Человеческая природа гибка. Она отнюдь не неизменна, однако в ней есть граница, за которой существо уже не может быть с полным правом названо человеком. Мы можем решиться пересечь этот рубеж, но должны полностью отдавать себе отчет, во что это обойдется. В данный момент не мы определяем курс. Мы дрейфуем, следуя чужой воле, – без противодействия со стороны государства, политической системы или интеллигенции. И дрейфуем мы в сторону монополии, в сторону конформизма, в сторону чужих машин.
В нашу эпоху стремительной автоматизации, когда Интернет соединяет все и вся, сама идея прокладывать свой собственный курс может казаться тщетной и глупой. «Мы, кажется, не можем больше быть владыками владычества над собой, – говорил философ Мишель Серр. – Как нам доминировать над нашим собственным доминированием?» Это неудобный вопрос, но из него следует наличие у человечества нетронутого потенциала. Технологические компании стремятся определять наши жизни и привычки, и тем не менее жизни и привычки остаются нашими. Может статься, наше общество придет в чувство и изменит политику государства так, чтобы оно защищало культуру, демократию и человеческую личность от разрушительного влияния этих корпораций. Пока что мы вынуждены защищать себя сами.
Мы позволили себе послушаться голоса сирен, убеждавшего нас думать о том, что удобно и эффективно, а не о вещах непреходящих. В свете культивирования собственной способности размышлять, в свете любви к тексту многие порочные удовольствия Интернета бледнеют и исчезают. Интеллектуальная жизнь по-прежнему доступна – ее нужно просто выбирать каждый раз, когда мы решаем, что читать и что купить, когда даем себе отдых, посвящаем время самосовершенствованию, проходим мимо пустого искушения, сохраняем тихие уединенные уголки и сознательно стремимся стать владыками владычества над собой.
Благодарности
Это книга о мире идей, и о том, что с ним может произойти, если не ценить его должным образом. Надеюсь, что всегда буду благодарен интеллектуальным сообществам, частью которых мне посчастливилось быть.

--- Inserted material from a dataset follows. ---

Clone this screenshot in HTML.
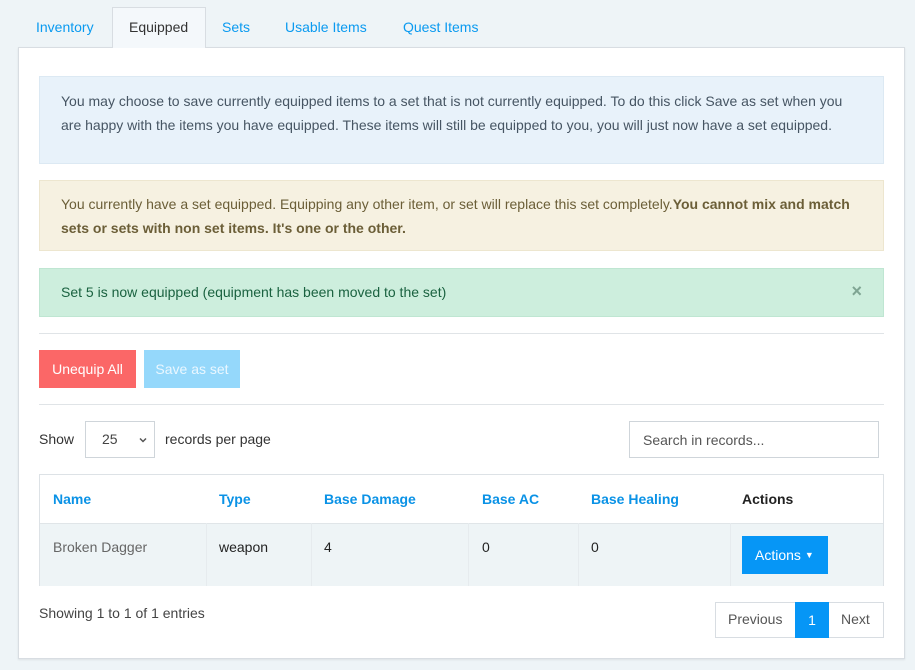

Большинство идей, положенных в основу данной книги, родились в офисе Леона Визельтира[133], где я часто проводил вторую половину дня, обсуждая текущие дела и бессмертные книги у него на полках. Почти двадцать лет он был моим коллегой, другом и учителем. Книга бесконечно выиграла благодаря внимательным и щедрым читателям. Особенно я обязан умелому и внимательному руководству со стороны Рейчел Моррис, великолепного редактора. Я всегда буду благодарен Дэвиду Гринбергу, Барри Линну, Николасу Леману, Морису Стаку и Якобу Вайсбергу за их предложения. Хиллари Макклеллен и Джесси Робертс оказали неоценимую помощь в подборе материала. Всякий раз, когда мне требовалось опереться на плечо собратьев-интеллектуалов, я знал, что могу рассчитывать на Анну-Мари Слотер и Петера Бергена из фонда New America Foundation. Мне оказали помощь своими ценными указаниями мои бывшие коллеги и друзья из New Republic: Джонатан Чейт, Айзек Шотинье, Джон Б. Джедис, Алек Макгиллис, Крис Орр, Джеффри Розен, Майкл Шеффер, Ноам Шрайбер, Джудит Шулевиц, Аманда Силверман, Эндрю Салливан, Грег Вейс и Джейсон Зенгерле. Я также благодарен Сьюзен Этли, Томасу Кэтену, Алану Дэвидсону, Тому Фридману, Петеру Фришу, Джеффри Гольдбергу, Джонатану Кантеру, Джоди Кантор, Ларри Крамеру, Роджеру Ноллу и Терри Винограду.
Энн Годофф пользуется в издательском бизнесе исключительной репутацией, и по праву. Она видела ход моих рассуждений лучше, чем я сам представлял его вначале; она была внимательна к мелочам, сохраняя пророческое видение общей картины. Ей также удалось собрать великолепную команду профессионалов в Penguin Press: Уильям Хейуорд, Кейси Раш, Скотт Мойерс, Элизабет Каламари. Беа Хемминг из британского издательства Jonathan Cape поддерживала мой проект с самого начала, как и мой агент и друг Рейф Сагален.
Мои братья много раз поднимали мне настроение во время работы над книгой, а родители поразительным образом сумели найти баланс между честной критикой и безусловной поддержкой. Книга заканчивается на оптимистической ноте, поскольку у меня есть Тео и Сэди, прирожденные идеалисты и лучшие друзья. От всего сердца благодарю свою жену, Эбби. Она была моим источником любви, вдохновения и мудрости, которые дали мне силы достойно преодолеть трудности как литературного труда, так и жизни.